Несмотря на то, что Чехов не знал и не видел путей, которыми родина должна была прийти к свободе, все же присущая ему общественная чуткость помогала писателю если не сознавать с полной ясностью, то все глубже чувствовать и отражать в своих произведениях тот общественный подъем, который наступил в стране в девяностые годы, подъем, приведший к первой русской революции.

Герой рассказа «Крыжовник» (1898 г.), ветеринарный врач Иван Иваныч, осуждает свои прежние либерально-постепеновские взгляды.

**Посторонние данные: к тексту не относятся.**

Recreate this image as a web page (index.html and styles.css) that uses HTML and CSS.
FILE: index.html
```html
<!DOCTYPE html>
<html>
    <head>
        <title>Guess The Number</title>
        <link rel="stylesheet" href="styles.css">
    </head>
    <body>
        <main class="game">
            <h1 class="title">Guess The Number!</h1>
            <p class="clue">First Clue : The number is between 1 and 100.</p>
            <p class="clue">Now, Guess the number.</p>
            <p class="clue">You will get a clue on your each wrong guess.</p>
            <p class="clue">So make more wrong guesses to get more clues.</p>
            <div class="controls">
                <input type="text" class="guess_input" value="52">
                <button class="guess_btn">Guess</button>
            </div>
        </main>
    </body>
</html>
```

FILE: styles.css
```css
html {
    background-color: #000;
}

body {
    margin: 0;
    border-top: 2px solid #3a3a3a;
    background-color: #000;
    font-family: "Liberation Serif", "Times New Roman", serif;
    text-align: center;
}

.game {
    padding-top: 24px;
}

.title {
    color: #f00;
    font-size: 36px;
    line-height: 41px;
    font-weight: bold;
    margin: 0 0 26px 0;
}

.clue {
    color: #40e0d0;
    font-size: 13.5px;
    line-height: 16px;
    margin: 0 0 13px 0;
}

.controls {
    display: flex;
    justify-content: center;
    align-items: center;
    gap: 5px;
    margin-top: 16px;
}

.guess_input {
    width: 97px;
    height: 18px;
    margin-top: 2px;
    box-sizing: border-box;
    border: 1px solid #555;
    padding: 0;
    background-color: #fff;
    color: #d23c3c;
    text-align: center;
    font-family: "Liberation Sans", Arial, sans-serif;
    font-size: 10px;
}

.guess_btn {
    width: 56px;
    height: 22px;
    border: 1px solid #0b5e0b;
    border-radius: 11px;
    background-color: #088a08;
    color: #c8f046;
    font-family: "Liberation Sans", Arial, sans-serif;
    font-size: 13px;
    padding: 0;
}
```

«Свобода есть благо, говорил я, без нее нельзя как без воздуха, но надо подождать. Да, я говорил так, а теперь спрашиваю: во имя чего ждать? — спросил Иван Иваныч, сердито глядя на Буркина.— Во имя чего ждать, я вас спрашиваю? Во имя каких соображений? Мне говорят, что не все сразу, всякая идея осуществляется в жизни постепенно, в свое время. Но кто это говорит? Где доказательства, что это справедливо? Вы ссылаетесь на естественный порядок вещей, на законность явлений, но есть ли порядок и законность в том, что я, живой, мыслящий человек, стою надо рвом и жду, когда он зарастет сам или затянет его илом, в то время как, может быть, я мог бы перескочить через него или построить через него мост? И опять-таки, во имя чего ждать? Ждать, когда нет сил жить, а между тем жить нужно и хочется жить!»

Так входила в сознание Чехова мысль о необходимости не эволюционного, а решительного и коренного изменения всей действительности, догадка о необходимости смелого, большого действия: таков смысл слов о том, что нельзя ждать, когда все «образуется» само собой, нельзя надеяться на постепенное улучшение, можно перескочить через ров! Эта мысль возникла у Чехова в несомненной связи с ростом революционного движения рабочего класса, оказывавшим прямое или косвенное влияние на все стороны жизни, в том числе и на творчество великого русского писателя, несмотря на то, что он не был связан с этим движением, был далек от непосредственно политического мышления.

Вместе с созреванием мысли о необходимости коренного изменения действительности оформлялась в сознании Чехова и его догадка о том, что для такого изменения недостаточны усилия одиночек, «избранных личностей», что необходимо воздействие на народные массы. Но в чем же должно выражаться это воздействие, Чехов, конечно, не мог знать, не имея никаких связей с революционным движением, с марксизмом. Так, героиня повести «Моя жизнь» (1896 г.), высказав замечательные мысли о необходимости сильных, смелых, скорых способов борьбы за изменение действительности, о необходимости «действия сразу на массу», не может назвать никаких других видов такого действия, кроме искусства. Но все же в этих догадках сказалось упорное, глубокое стремление писателя найти какие-то новые, решительные пути к изменению жизни, связать искусство с борьбой за это изменение.